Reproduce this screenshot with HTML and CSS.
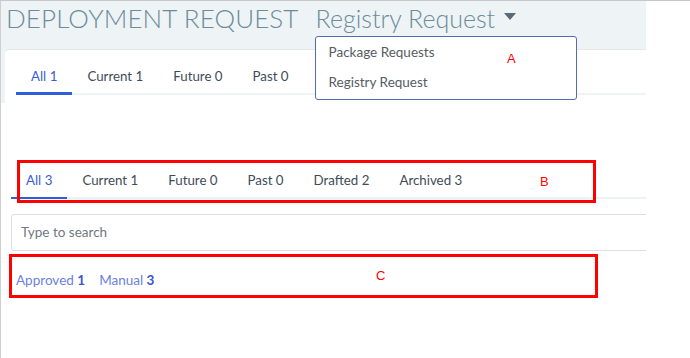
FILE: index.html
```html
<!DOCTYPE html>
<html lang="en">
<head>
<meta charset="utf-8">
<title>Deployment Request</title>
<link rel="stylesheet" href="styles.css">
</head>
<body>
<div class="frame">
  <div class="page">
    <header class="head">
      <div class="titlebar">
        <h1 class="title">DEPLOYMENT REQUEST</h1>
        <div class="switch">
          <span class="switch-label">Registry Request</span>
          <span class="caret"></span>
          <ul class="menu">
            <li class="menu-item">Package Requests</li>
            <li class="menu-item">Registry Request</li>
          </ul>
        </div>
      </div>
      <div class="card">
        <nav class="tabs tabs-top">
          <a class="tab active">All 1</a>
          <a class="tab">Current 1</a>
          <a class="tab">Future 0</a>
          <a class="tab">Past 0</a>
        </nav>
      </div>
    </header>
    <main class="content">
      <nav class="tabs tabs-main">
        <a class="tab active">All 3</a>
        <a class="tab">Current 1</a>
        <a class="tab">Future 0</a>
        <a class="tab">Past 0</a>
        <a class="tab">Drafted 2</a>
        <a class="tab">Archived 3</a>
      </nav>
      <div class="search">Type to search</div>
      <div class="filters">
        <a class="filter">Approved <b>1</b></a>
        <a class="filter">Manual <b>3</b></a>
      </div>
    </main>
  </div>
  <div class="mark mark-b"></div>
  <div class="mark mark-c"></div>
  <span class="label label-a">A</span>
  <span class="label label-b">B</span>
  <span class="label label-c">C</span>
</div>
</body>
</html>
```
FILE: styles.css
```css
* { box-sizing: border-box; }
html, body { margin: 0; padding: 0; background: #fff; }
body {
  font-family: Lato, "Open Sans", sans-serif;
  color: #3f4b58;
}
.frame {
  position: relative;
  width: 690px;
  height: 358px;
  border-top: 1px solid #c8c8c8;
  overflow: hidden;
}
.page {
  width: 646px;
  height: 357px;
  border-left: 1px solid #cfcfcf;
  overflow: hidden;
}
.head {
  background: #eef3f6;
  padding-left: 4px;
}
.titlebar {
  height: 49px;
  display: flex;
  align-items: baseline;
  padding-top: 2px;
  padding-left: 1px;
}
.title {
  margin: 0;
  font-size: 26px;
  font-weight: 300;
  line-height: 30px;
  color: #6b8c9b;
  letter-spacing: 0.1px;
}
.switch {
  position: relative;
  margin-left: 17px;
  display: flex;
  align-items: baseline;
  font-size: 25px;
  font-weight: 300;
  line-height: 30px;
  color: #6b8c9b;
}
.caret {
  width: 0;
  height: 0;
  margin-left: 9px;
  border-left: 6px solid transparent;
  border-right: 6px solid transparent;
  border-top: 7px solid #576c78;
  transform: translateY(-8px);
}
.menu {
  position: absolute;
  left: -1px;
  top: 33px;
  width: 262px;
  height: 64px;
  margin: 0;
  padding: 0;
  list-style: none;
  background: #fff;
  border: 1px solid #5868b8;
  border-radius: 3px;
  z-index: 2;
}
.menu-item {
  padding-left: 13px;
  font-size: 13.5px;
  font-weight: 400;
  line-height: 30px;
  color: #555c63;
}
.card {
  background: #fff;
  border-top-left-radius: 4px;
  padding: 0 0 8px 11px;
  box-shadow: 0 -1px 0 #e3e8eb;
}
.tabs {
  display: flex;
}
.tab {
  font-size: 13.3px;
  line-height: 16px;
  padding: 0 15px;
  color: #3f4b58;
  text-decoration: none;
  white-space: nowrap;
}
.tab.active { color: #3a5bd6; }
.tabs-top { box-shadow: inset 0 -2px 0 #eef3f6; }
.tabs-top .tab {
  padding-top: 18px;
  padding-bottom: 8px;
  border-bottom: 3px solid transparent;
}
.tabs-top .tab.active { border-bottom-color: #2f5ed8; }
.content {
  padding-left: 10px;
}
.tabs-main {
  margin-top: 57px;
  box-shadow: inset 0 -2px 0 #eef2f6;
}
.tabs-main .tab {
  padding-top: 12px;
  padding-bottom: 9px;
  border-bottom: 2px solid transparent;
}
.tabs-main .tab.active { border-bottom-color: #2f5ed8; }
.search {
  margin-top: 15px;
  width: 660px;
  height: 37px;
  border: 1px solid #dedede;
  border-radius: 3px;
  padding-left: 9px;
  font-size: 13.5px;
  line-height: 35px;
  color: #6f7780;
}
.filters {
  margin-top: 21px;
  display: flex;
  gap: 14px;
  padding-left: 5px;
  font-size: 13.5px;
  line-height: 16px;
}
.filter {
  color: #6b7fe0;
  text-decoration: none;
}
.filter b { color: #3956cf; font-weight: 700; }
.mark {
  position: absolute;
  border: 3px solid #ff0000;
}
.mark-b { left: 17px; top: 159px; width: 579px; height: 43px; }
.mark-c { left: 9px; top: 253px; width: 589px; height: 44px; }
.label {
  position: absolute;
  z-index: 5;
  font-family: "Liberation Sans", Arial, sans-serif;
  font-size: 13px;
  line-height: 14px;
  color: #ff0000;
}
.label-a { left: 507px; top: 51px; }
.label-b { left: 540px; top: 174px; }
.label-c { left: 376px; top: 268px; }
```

________________________

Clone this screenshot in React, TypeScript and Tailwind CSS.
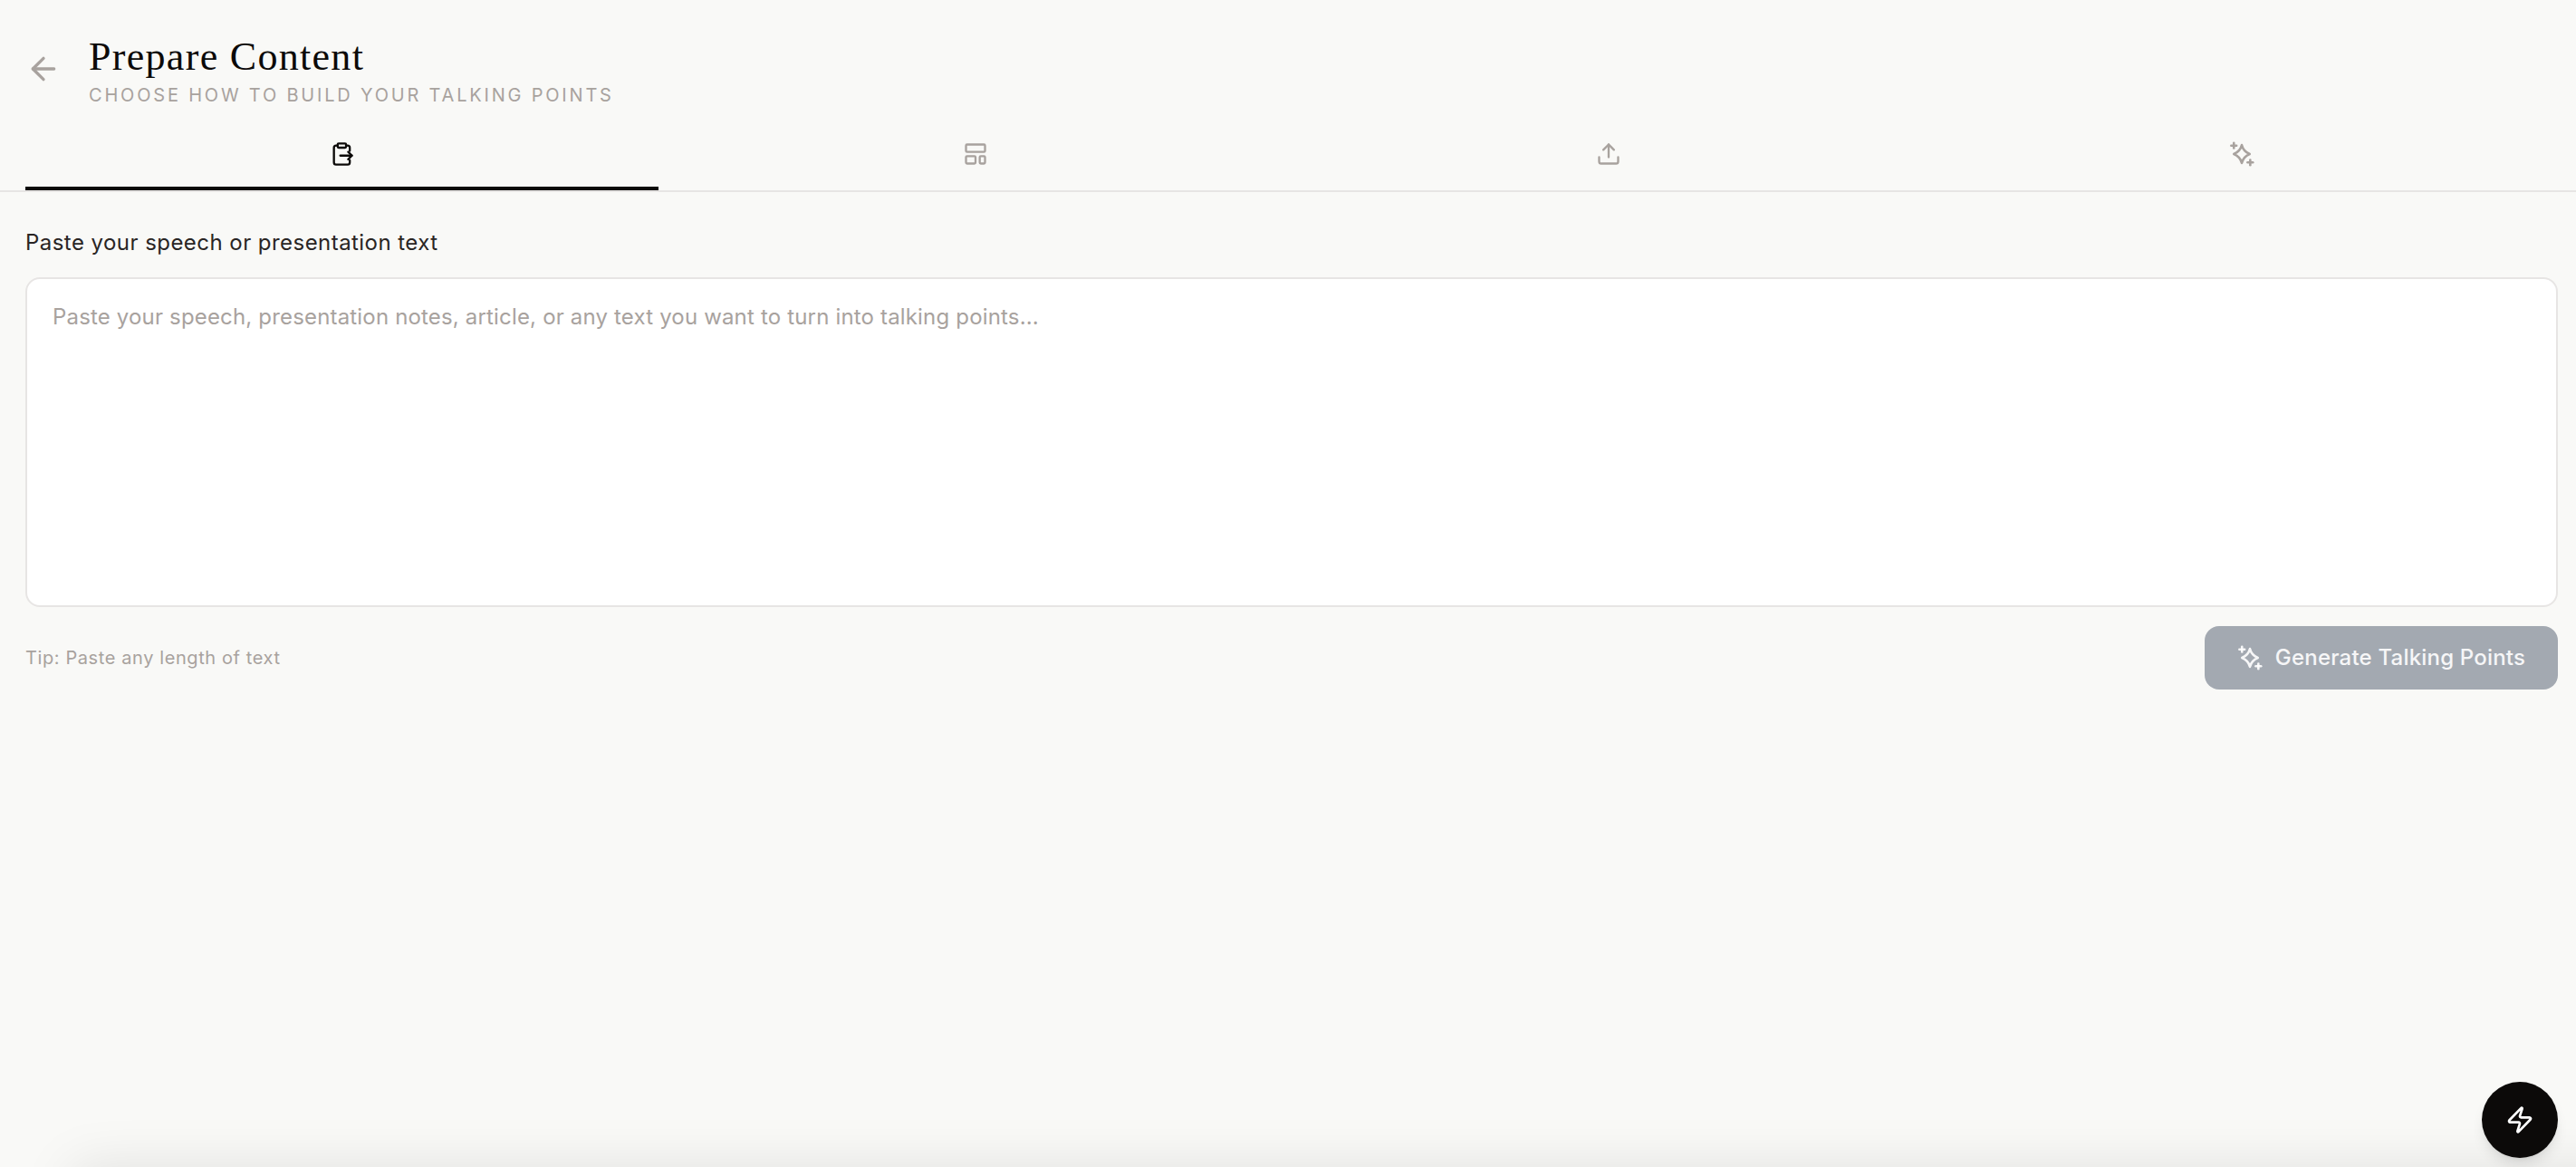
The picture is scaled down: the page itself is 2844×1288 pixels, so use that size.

________________________

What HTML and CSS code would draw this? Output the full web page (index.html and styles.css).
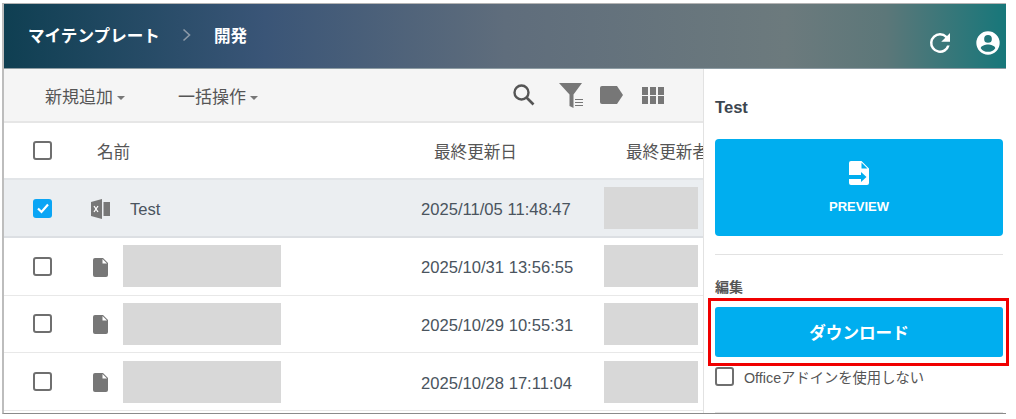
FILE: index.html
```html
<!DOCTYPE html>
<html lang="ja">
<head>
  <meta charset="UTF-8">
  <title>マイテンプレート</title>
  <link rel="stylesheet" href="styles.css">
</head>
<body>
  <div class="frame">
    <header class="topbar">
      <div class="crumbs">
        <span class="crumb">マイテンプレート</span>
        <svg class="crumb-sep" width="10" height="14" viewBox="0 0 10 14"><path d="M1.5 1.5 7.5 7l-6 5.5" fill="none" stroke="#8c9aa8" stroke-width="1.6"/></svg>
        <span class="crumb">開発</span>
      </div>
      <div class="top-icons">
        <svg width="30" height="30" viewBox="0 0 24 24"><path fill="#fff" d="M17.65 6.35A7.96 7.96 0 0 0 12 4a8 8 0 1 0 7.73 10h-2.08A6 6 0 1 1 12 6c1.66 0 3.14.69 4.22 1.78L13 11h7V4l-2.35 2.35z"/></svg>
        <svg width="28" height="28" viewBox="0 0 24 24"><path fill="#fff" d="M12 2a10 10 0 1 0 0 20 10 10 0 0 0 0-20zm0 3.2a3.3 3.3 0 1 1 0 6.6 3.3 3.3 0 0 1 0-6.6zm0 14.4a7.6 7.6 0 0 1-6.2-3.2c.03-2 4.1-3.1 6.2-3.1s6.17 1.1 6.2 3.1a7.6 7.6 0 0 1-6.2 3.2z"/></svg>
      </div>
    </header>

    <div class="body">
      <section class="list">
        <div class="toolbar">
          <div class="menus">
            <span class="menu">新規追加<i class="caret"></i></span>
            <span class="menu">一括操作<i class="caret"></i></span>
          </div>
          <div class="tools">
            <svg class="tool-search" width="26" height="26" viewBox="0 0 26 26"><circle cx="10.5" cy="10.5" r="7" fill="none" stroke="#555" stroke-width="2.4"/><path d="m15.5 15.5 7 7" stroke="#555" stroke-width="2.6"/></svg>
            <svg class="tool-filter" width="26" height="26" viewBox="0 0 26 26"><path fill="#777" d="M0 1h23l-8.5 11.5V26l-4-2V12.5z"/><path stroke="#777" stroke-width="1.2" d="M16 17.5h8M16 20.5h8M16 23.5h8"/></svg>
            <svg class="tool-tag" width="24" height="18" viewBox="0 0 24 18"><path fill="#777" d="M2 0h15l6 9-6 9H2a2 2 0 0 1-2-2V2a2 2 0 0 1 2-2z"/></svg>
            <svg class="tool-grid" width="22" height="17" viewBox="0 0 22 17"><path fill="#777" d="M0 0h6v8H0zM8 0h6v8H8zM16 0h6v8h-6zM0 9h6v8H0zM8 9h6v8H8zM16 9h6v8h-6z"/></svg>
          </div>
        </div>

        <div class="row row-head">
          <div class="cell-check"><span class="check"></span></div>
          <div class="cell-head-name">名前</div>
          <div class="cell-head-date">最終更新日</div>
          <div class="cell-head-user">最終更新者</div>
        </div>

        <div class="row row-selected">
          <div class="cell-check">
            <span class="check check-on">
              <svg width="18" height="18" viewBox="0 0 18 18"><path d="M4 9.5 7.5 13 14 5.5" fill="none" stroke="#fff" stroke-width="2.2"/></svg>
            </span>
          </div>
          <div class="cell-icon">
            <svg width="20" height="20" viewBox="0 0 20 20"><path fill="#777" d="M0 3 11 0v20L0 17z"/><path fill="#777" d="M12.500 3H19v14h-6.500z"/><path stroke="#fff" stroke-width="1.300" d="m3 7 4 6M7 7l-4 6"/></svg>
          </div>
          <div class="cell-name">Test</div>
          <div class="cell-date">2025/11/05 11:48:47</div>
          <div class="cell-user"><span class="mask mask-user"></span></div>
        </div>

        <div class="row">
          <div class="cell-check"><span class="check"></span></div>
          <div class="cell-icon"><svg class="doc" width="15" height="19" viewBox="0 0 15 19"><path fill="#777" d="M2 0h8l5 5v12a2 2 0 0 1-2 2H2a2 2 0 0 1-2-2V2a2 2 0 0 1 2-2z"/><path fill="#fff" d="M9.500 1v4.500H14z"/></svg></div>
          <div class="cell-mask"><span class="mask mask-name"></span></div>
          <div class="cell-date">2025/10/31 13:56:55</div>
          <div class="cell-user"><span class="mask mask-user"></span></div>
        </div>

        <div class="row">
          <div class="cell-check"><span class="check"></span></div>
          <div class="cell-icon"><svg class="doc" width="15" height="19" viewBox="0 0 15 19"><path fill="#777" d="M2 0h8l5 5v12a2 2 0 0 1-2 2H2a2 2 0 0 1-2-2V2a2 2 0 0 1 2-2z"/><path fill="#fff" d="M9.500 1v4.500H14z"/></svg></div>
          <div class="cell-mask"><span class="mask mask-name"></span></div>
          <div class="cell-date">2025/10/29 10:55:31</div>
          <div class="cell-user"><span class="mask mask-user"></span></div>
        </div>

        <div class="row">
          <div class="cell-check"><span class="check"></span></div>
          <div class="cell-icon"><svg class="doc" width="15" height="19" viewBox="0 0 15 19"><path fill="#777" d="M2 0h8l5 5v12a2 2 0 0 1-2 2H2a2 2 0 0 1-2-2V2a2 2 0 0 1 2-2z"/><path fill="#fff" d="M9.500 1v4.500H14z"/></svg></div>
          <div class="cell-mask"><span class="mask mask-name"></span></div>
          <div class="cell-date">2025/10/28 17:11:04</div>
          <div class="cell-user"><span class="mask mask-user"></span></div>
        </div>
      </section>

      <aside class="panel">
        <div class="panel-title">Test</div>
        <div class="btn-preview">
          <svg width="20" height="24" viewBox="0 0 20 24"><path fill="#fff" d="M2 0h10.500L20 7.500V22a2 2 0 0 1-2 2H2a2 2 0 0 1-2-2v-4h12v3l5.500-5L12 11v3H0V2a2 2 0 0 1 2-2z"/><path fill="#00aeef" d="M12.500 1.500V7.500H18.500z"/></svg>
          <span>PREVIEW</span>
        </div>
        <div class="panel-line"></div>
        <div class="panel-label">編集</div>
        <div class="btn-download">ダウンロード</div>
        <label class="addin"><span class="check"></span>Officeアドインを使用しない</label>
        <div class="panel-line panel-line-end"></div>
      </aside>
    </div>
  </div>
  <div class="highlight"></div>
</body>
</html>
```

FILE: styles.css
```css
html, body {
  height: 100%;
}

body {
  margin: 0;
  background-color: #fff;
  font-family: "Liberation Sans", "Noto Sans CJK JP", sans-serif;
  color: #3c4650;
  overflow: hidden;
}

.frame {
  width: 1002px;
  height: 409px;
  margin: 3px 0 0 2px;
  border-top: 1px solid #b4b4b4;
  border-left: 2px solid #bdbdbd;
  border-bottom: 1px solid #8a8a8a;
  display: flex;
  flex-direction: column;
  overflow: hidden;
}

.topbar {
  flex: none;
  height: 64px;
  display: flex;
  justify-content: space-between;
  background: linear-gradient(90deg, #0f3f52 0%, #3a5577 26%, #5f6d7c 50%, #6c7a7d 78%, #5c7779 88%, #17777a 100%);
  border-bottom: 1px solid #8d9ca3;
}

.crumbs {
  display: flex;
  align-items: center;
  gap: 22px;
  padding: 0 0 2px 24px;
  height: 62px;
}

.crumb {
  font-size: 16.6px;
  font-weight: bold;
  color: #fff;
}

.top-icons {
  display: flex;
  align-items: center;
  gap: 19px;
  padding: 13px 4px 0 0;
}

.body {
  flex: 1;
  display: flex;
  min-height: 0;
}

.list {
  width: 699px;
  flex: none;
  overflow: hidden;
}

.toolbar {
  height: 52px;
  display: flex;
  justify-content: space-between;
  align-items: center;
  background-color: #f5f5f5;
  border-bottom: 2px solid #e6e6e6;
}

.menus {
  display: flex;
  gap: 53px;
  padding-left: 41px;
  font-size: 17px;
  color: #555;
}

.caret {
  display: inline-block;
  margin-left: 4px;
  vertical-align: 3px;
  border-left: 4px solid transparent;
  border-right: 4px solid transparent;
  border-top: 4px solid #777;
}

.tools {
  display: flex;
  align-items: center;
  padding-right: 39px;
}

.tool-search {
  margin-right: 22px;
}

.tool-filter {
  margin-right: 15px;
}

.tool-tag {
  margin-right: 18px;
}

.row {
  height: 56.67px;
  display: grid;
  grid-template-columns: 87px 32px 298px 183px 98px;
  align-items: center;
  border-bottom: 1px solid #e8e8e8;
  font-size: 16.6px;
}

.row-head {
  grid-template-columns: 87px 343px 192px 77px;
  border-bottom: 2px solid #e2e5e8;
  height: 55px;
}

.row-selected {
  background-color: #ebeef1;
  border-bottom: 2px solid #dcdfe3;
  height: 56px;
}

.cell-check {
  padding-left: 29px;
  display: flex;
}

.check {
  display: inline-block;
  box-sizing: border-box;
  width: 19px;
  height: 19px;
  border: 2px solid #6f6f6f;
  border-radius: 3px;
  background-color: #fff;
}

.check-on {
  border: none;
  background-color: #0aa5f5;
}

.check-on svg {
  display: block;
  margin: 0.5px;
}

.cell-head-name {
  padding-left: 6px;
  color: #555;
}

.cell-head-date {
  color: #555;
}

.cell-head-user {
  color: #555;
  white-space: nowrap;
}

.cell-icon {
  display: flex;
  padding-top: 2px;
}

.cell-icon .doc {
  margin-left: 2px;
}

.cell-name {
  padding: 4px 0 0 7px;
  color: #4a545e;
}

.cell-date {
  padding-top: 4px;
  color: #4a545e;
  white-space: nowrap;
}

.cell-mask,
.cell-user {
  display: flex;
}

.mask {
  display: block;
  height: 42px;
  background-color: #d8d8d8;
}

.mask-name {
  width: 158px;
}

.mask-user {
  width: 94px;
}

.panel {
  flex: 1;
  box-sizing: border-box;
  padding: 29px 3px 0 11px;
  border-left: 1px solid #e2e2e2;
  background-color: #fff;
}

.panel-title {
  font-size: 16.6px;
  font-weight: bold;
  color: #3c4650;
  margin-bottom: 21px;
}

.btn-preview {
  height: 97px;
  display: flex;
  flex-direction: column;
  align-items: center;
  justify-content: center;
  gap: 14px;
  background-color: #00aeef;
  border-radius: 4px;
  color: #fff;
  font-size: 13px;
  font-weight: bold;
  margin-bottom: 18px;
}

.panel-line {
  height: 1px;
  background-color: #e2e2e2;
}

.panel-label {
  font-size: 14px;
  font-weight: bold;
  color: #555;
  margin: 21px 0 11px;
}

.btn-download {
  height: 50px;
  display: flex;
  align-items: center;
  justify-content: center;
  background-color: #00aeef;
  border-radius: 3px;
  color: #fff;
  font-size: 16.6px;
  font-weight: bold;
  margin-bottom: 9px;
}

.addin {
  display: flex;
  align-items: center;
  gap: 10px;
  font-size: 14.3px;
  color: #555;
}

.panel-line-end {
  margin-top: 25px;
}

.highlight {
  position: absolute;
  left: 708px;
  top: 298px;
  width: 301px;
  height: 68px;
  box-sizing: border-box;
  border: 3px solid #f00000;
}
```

________________________

AIM: Extract the stretch of lines that begins at the line with "Clone this screenshot" and ends at the line with "The picture is", inclusive. Omit every picture.

SOLVED PROBLEM:
Clone this screenshot in React, TypeScript and Tailwind CSS.
The picture is scaled down: the page itself is 2844×1288 pixels, so use that size.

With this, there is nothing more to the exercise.